** Start of Supplied data **

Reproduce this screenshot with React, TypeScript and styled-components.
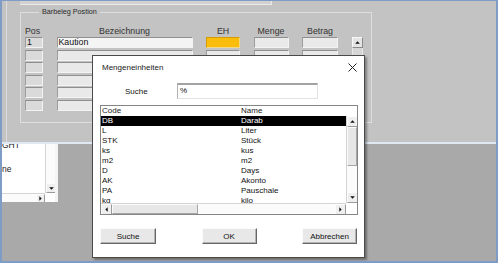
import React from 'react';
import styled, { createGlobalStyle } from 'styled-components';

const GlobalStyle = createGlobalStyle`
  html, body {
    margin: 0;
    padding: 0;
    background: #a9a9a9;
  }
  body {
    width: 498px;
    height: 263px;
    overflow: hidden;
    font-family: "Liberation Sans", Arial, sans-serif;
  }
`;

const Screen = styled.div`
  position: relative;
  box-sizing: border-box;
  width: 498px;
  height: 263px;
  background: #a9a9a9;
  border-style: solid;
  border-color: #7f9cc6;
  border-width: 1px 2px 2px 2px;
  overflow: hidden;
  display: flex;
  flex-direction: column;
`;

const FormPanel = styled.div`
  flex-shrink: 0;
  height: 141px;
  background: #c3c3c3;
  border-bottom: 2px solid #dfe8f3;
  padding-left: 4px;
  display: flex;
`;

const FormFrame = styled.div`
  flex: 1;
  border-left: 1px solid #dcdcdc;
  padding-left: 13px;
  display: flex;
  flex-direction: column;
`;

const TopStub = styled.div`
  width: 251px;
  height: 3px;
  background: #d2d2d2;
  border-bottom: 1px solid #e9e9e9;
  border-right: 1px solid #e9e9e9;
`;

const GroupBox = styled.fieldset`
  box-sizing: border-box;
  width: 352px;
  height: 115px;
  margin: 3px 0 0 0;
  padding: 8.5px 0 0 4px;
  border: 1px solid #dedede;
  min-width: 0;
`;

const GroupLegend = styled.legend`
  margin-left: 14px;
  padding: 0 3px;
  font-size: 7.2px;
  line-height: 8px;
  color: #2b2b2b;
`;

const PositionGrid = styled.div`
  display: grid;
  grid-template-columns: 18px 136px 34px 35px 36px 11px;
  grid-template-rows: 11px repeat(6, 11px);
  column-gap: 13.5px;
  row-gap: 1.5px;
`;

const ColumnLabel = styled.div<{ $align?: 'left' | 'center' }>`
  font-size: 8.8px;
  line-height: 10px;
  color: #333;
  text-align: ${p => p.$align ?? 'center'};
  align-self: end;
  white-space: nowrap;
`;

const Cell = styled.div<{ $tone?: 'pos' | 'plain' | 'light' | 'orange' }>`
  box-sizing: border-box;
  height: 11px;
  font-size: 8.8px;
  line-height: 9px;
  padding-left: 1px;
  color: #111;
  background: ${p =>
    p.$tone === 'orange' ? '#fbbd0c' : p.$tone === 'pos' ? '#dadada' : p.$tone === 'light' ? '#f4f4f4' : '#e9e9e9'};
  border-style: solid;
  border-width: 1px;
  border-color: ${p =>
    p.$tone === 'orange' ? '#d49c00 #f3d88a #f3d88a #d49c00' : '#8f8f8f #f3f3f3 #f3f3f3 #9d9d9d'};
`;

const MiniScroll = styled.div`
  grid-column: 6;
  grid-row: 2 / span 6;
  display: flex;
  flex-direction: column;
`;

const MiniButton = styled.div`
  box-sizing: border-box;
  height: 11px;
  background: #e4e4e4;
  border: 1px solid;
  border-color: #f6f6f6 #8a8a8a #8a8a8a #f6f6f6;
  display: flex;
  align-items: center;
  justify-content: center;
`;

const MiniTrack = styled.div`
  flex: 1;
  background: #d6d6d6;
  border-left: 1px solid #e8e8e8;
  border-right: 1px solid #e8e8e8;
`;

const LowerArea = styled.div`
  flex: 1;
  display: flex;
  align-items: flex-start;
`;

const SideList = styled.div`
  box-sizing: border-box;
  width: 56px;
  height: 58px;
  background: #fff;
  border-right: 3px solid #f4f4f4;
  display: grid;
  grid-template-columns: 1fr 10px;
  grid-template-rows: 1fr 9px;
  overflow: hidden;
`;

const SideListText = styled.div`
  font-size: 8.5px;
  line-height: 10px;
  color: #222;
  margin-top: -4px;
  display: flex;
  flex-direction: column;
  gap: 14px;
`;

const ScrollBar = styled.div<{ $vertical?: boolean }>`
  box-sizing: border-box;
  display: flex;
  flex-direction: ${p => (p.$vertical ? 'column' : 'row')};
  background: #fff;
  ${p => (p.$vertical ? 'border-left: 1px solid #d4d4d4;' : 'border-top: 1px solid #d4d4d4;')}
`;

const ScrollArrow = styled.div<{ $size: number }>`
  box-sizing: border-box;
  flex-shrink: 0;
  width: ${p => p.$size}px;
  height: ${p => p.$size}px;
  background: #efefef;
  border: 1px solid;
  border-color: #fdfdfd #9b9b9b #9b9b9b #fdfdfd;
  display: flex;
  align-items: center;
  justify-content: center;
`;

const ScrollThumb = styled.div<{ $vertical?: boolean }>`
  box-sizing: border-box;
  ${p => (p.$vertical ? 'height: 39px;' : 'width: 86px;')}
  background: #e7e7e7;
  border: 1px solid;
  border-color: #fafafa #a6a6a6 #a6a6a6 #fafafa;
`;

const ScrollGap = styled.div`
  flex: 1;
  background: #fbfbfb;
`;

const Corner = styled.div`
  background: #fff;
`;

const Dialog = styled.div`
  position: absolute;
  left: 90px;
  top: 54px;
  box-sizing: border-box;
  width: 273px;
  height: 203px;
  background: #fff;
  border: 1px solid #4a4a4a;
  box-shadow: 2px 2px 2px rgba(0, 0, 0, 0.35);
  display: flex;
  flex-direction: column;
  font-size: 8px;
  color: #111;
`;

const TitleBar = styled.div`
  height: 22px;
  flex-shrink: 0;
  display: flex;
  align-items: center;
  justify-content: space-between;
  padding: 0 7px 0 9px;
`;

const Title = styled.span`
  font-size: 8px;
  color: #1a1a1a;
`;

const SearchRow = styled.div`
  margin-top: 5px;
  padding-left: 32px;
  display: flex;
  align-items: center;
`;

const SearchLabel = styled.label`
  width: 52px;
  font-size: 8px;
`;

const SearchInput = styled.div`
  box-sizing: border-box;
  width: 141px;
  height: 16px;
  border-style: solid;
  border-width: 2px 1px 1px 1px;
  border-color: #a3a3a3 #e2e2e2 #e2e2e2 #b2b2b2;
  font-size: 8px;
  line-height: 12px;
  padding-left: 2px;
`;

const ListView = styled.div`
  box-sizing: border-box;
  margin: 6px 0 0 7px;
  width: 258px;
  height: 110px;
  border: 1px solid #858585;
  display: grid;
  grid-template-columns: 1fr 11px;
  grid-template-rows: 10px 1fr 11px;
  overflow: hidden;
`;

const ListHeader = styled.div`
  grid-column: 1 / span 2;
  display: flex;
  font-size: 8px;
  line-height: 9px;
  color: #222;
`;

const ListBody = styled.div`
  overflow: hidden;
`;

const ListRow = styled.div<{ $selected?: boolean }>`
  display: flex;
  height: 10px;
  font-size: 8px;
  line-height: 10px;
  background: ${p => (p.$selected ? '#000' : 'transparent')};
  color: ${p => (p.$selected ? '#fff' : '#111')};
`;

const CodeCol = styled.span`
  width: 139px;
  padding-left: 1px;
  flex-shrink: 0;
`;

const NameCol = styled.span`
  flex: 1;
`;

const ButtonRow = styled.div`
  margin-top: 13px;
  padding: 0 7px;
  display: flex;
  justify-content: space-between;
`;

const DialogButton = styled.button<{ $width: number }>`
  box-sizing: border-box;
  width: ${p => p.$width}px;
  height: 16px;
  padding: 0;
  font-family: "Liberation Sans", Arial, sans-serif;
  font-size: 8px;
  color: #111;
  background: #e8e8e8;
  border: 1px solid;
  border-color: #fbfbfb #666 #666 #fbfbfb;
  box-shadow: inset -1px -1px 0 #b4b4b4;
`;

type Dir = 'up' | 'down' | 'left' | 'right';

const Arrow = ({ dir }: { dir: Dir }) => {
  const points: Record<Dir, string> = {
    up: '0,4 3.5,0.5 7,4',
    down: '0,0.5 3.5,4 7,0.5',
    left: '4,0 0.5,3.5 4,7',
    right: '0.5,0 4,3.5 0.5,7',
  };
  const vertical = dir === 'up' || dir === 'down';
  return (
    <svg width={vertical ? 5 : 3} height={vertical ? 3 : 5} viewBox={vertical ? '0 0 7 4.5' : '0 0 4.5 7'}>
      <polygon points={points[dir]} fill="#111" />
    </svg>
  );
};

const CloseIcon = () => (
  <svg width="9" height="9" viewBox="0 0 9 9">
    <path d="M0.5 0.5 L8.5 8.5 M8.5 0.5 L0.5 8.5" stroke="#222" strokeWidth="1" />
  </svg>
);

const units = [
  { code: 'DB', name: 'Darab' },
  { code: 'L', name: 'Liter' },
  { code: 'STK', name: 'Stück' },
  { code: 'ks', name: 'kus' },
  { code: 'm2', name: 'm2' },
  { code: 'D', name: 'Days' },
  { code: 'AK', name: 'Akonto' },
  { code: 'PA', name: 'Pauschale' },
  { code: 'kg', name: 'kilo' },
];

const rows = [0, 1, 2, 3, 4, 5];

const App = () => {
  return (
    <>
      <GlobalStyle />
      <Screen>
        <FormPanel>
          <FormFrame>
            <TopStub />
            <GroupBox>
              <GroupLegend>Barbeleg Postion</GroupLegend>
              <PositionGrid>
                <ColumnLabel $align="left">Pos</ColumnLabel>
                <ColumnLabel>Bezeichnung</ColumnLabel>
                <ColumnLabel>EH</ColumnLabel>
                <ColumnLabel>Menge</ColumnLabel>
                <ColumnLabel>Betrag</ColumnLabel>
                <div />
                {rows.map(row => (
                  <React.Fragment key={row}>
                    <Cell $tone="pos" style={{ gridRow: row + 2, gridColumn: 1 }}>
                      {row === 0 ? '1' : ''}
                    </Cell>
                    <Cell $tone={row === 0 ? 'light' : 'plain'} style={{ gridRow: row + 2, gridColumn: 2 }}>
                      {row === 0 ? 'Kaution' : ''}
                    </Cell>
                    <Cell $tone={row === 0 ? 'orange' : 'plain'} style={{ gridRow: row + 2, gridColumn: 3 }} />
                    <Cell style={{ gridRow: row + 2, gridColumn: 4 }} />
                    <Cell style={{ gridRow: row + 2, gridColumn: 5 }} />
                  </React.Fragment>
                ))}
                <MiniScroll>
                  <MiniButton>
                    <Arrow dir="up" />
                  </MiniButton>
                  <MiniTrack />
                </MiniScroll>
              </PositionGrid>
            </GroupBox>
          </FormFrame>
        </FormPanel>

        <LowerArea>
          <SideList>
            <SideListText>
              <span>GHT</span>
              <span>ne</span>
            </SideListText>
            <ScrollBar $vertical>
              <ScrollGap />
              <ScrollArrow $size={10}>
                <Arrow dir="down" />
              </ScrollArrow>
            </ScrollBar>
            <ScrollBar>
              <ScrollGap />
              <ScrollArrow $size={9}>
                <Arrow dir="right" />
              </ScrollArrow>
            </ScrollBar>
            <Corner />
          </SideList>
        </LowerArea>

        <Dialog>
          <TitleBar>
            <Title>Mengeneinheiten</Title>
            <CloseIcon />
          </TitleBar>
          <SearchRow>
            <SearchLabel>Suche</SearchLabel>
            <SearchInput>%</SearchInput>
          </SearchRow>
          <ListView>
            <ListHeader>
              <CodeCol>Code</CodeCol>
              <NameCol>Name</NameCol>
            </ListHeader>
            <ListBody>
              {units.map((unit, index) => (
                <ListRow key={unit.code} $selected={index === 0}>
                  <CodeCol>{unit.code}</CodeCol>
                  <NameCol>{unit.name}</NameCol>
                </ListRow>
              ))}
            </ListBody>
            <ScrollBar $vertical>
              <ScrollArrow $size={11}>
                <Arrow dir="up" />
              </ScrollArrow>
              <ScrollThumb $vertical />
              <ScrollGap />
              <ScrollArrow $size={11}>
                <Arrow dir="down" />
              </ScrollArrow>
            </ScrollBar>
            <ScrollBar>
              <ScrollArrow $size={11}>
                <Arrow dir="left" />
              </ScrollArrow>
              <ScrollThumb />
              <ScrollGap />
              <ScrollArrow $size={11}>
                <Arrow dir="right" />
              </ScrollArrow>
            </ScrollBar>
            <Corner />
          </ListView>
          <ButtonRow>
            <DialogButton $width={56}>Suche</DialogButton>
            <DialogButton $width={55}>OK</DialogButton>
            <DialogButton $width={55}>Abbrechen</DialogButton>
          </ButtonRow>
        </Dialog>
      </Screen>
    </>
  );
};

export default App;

** End of Supplied data **

Using the listing, copy every line where the word "components" shows up.

Reproduce this screenshot with React, TypeScript and styled-components.
import styled, { createGlobalStyle } from 'styled-components';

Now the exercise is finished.